Oral Answers to Questions — Home Department – in the House of Commons at 2:30 pm on 10th June 2013.
What progress is being made on Operation Alice; and if she will make a statement.
The Metropolitan police are conducting an investigation under the supervision of the Independent Police Complaints Commission. My hon. Friend will understand that there is nothing that I can add to that in Parliament without straying into the territory of a criminal IPCC investigation.
We have a situation where police from the Met appear to have fabricated evidence against a Cabinet Minister; the Met Commissioner is put in charge of the investigation and admits to discussing the case with journalists; in breach of his own rules, he fails to keep a note of the discussion; and, six months later, we do not even have a report. Does my right hon. Friend agree that the Commissioner has a lot of questions to answer?
I am as eager as my hon. Friend is to see justice done at the end of this episode, but I am sure that he will understand that the service of justice would not be improved by my providing a running commentary, from the Dispatch Box, on an ongoing criminal investigation.
The Commissioner promised a ruthless search for the truth when he established Operation Alice, but, as Richard Ottaway said, this has taken eight months, involved 30 investigating police officers and cost the taxpayer £144,000 for an incident in Downing street that lasted 45 seconds. We are not asking for a running commentary; we are just asking the Minister when we can have a timetable so that this and other investigations currently costing £23 million in terms of past errors by the police are investigated thoroughly but quickly?
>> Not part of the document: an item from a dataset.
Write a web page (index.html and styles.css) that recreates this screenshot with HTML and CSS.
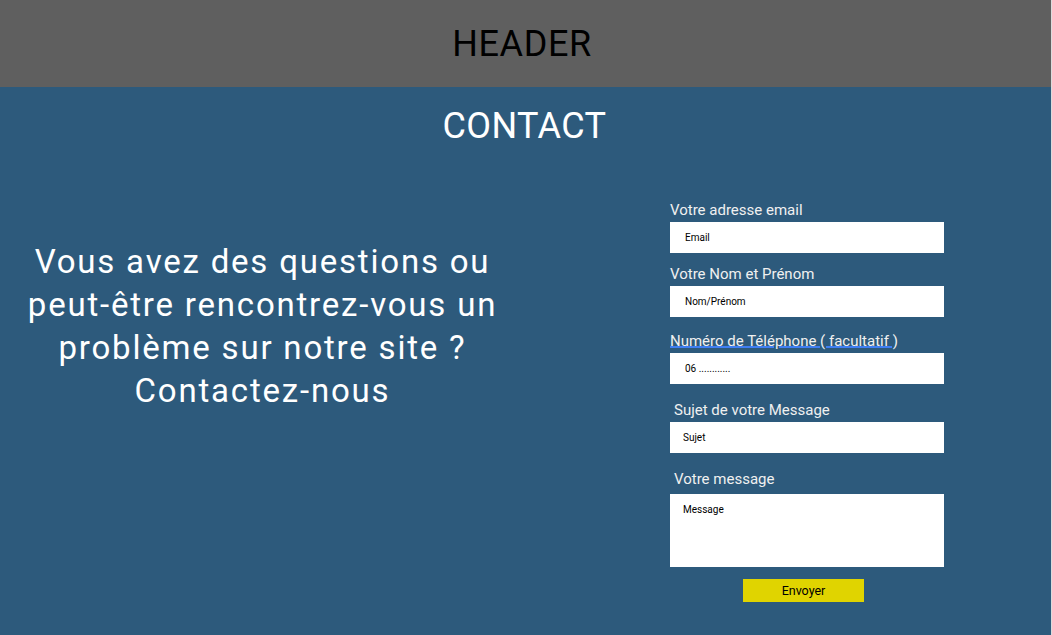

This is an investigation done partly by the Metropolitan police, who are operationally independent, and by the Independent Police Complaints Commission, so it is not for Ministers to set timetables. Indeed, I urge the House to recognise that to ask Ministers to intervene closely and in detail in the work of operationally independent police forces or the IPCC would be the wrong way to go.
In view of the revelations of the past week, will the policing Minister put in place a strict disciplinary code that requires all police officers of all ranks to keep a comprehensive and accurate record of all contacts they have with the press?
I will, as ever, listen carefully to my right hon. Friend’s suggestions, but I emphasise the important distinction, which I know that he as much as anyone would recognise, between actions that should be taken by Ministers and actions that need to be taken by operationally independent police forces.
After a terribly bruising encounter at the hands of the media, Mr Mitchell attempted to clear his name in the press. It now seems apparent that he was the victim of media spin at the highest level of the Metropolitan police. Does the Minister understand that this case is particularly important not because the wronged party was a Member of Parliament but because it could happen to any one of our constituents who do not have the vehicle to put things right?
I absolutely understand the importance and the very many lessons that may well be drawn from that case. What I should not and will not do is draw any conclusions in the middle of the investigation.
The Channel 4 “Dispatches” programme took 10 days to establish that the video record was completely at odds with the police account of events. Since the police have now interviewed 800 officers, spent £144,000 and taken eight months apparently to go nowhere, might it not be an idea to invite Channel 4’s “Dispatches” to be put in charge of the investigation, as it appears to be more effective and would certainly be more independent?
I am, as ever, grateful for my hon. Friend’s suggestions, which I am sure will be heard in the appropriate quarters.